• Problem to solve:
What lines of the data include the string "styles"? Copy them all.

====

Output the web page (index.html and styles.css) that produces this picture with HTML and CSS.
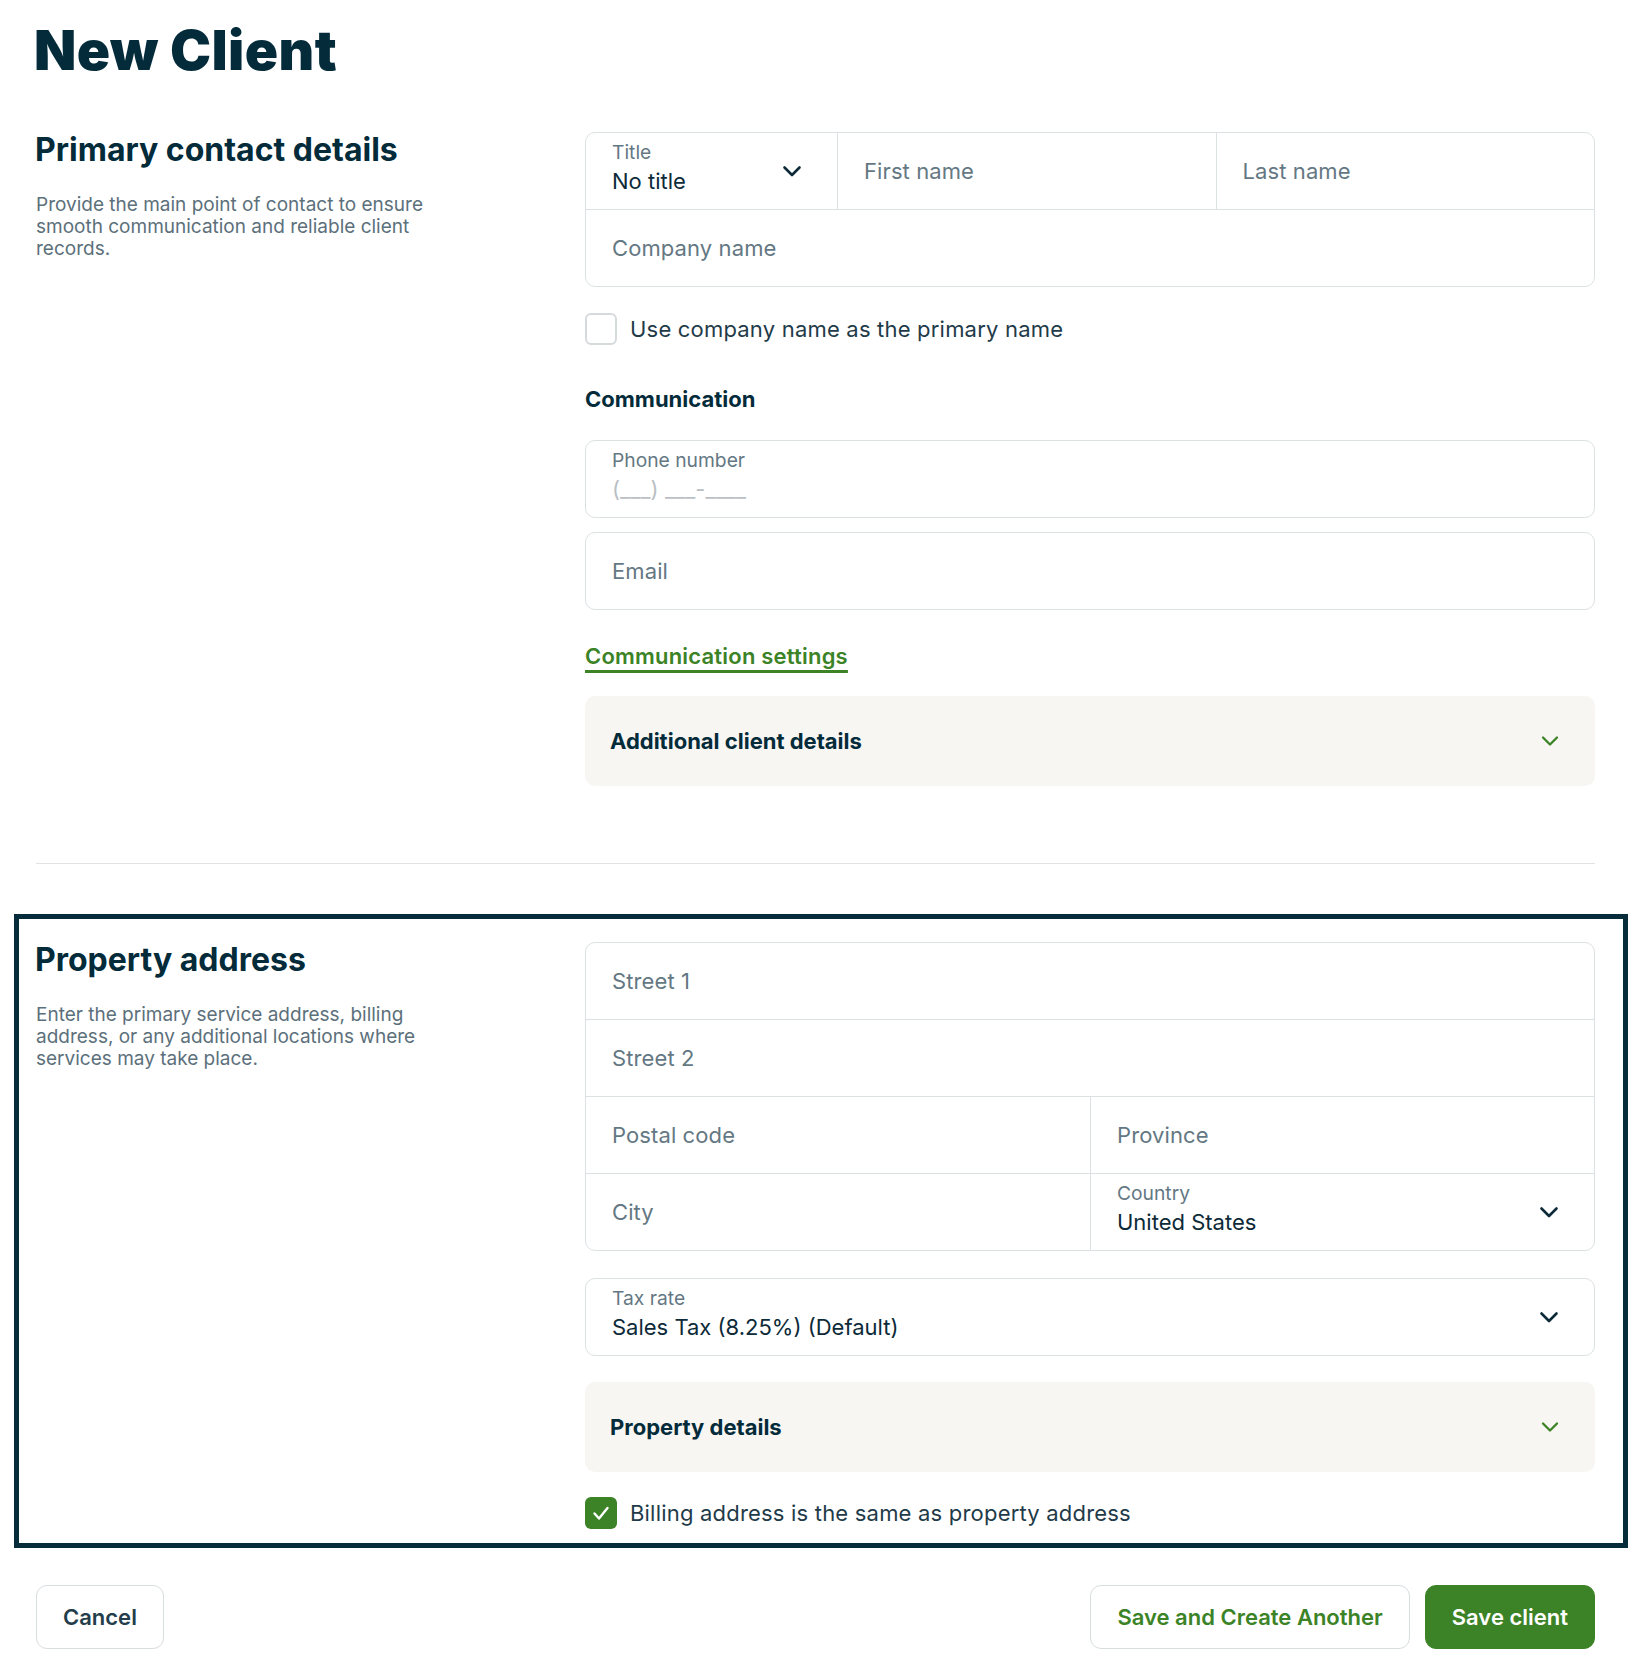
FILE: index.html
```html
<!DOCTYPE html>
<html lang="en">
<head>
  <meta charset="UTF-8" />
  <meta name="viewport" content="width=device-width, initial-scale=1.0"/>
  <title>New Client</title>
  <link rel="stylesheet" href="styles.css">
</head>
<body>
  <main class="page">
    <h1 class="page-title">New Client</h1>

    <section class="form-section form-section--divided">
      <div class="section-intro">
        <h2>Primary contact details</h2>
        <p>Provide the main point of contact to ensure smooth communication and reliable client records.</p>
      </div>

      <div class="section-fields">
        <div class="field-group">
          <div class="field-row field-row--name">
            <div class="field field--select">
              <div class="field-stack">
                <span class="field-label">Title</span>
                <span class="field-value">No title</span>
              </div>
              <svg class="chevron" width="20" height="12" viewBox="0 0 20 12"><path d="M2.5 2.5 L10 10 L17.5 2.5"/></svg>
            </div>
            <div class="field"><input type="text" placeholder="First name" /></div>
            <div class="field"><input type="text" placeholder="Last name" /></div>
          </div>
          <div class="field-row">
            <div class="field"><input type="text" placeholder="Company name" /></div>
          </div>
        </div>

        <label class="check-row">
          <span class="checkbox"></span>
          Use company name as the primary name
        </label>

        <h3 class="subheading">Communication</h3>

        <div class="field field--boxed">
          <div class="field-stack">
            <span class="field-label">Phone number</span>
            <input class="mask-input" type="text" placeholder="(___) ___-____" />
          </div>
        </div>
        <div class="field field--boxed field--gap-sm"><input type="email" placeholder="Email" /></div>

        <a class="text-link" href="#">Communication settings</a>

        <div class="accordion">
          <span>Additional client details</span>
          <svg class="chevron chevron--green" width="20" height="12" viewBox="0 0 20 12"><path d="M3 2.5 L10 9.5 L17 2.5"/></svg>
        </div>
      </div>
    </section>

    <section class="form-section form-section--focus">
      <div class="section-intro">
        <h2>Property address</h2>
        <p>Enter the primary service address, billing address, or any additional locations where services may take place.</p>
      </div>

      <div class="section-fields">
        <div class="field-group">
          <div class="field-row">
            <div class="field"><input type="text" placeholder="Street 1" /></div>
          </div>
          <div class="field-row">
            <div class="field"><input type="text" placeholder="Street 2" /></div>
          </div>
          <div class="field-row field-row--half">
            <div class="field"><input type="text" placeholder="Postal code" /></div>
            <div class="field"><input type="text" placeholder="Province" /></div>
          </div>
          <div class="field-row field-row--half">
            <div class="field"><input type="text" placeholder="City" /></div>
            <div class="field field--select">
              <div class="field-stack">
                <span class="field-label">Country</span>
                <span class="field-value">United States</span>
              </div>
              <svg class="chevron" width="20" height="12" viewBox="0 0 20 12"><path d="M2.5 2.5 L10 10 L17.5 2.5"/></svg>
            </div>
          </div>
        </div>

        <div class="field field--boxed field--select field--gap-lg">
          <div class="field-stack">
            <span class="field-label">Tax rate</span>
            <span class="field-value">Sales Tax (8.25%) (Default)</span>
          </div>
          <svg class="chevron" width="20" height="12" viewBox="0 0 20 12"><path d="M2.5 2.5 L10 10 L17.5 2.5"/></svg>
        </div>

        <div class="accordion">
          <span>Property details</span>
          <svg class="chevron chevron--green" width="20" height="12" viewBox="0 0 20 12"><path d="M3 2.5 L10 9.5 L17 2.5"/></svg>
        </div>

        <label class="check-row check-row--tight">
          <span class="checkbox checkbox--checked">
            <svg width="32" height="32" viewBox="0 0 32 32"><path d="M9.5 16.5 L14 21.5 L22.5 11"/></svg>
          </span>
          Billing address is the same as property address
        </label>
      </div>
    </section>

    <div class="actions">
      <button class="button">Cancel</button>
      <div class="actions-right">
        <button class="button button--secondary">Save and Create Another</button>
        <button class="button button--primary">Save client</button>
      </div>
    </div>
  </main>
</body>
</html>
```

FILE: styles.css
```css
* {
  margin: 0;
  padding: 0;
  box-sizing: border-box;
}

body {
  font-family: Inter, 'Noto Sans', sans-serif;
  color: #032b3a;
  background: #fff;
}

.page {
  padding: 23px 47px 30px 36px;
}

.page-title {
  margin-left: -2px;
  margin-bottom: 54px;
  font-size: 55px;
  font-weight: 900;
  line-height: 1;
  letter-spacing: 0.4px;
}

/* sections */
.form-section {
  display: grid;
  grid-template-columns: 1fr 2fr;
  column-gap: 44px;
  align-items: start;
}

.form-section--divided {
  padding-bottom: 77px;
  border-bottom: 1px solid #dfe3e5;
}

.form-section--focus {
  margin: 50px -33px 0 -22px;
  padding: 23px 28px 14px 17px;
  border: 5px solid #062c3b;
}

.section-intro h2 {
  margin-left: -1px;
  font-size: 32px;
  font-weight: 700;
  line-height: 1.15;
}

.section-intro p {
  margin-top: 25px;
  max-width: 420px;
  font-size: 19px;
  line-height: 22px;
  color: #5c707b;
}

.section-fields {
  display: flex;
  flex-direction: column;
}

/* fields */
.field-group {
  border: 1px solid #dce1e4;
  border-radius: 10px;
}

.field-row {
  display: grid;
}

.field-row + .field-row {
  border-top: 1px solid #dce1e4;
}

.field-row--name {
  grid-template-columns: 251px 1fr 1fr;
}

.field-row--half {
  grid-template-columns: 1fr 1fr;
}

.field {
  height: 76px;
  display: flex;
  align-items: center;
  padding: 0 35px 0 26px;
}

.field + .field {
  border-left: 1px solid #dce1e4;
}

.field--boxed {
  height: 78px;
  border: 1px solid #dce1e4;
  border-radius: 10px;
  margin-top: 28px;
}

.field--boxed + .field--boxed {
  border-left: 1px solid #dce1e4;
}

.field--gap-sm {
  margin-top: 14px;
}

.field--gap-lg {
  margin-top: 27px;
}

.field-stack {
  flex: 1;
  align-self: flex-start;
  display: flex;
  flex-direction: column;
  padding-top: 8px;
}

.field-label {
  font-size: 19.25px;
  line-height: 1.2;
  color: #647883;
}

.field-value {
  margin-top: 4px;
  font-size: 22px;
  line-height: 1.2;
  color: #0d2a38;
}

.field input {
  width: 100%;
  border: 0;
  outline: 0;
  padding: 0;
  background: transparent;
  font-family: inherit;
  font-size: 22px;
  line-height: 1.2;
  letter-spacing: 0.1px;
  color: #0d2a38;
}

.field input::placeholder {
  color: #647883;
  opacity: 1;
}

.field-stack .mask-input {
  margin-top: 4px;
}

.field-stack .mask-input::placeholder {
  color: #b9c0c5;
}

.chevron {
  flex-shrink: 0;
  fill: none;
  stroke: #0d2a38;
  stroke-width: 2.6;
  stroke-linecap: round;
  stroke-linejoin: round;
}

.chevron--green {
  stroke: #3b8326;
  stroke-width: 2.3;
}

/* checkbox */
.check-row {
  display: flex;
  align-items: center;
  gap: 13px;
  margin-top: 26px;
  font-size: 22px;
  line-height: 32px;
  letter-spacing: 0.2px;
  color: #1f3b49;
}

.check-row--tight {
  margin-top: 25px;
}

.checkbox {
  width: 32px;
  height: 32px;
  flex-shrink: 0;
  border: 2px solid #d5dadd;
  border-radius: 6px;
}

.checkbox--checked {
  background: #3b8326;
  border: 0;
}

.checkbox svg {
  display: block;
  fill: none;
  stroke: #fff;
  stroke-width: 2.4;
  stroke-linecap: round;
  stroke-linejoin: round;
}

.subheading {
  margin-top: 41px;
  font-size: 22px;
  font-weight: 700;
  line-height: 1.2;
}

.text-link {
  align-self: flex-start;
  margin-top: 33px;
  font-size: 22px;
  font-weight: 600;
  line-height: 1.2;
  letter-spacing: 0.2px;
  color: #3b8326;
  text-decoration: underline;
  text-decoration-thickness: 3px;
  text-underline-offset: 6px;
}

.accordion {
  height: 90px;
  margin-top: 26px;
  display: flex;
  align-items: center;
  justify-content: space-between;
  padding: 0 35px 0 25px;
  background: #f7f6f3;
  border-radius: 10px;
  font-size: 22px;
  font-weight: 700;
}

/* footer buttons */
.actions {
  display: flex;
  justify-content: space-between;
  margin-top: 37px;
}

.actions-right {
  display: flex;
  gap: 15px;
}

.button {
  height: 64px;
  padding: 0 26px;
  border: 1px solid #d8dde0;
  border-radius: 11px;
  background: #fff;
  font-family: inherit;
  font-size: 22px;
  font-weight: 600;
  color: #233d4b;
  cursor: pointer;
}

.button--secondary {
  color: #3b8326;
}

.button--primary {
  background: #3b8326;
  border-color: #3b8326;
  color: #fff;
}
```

====

• Exercise response:
Output the web page (index.html and styles.css) that produces this picture with HTML and CSS.
  <link rel="stylesheet" href="styles.css">
FILE: styles.css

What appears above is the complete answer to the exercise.